FAQs About Moving an LLC to Another State
1. Can I move my LLC to another state without closing it?
Yes, sometimes. If both states allow domestication, you may be able to move the LLC’s legal home without closing the company. If domestication is not available, you may need to foreign register, merge into a new LLC, or form a new LLC and dissolve the old one.
2. Do I need a new EIN when moving my LLC?
Usually, not if the same LLC continues and only the address or state registration changes. But if you dissolve the old LLC and create a brand-new entity, the EIN situation may change. Check with a CPA before assuming.
3. What is the cheapest way to move an LLC?

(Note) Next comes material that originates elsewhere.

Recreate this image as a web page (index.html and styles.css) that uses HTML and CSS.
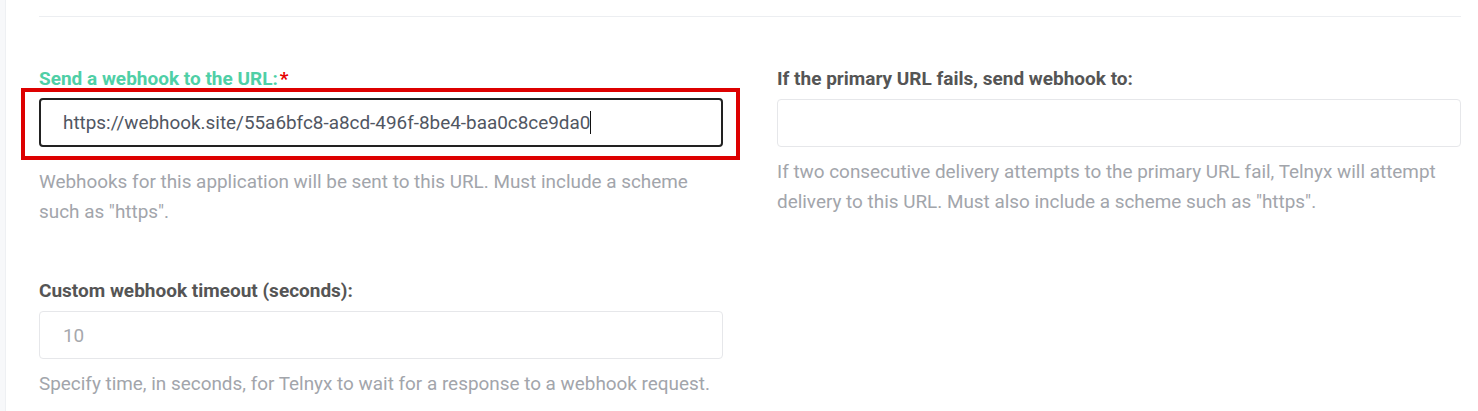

The cheapest short-term option may be updating your address or foreign registering. But the cheapest long-term option may be domestication or dissolution, depending on whether you still owe fees in the old state. Filing fees are only part of the cost.
4. Can I keep my LLC in the old state and operate in the new state?
Yes, but you may need to register as a foreign LLC in the new state. That means you may have compliance duties in both states.
5. Is it better to form a new LLC instead of moving the old one?
Sometimes. If your business is simple, has no contracts, no employees, no debt, and no licensing issues, forming a new LLC may be easier. But if your current LLC has history, credit, contracts, or legal obligations, moving or converting it may be safer.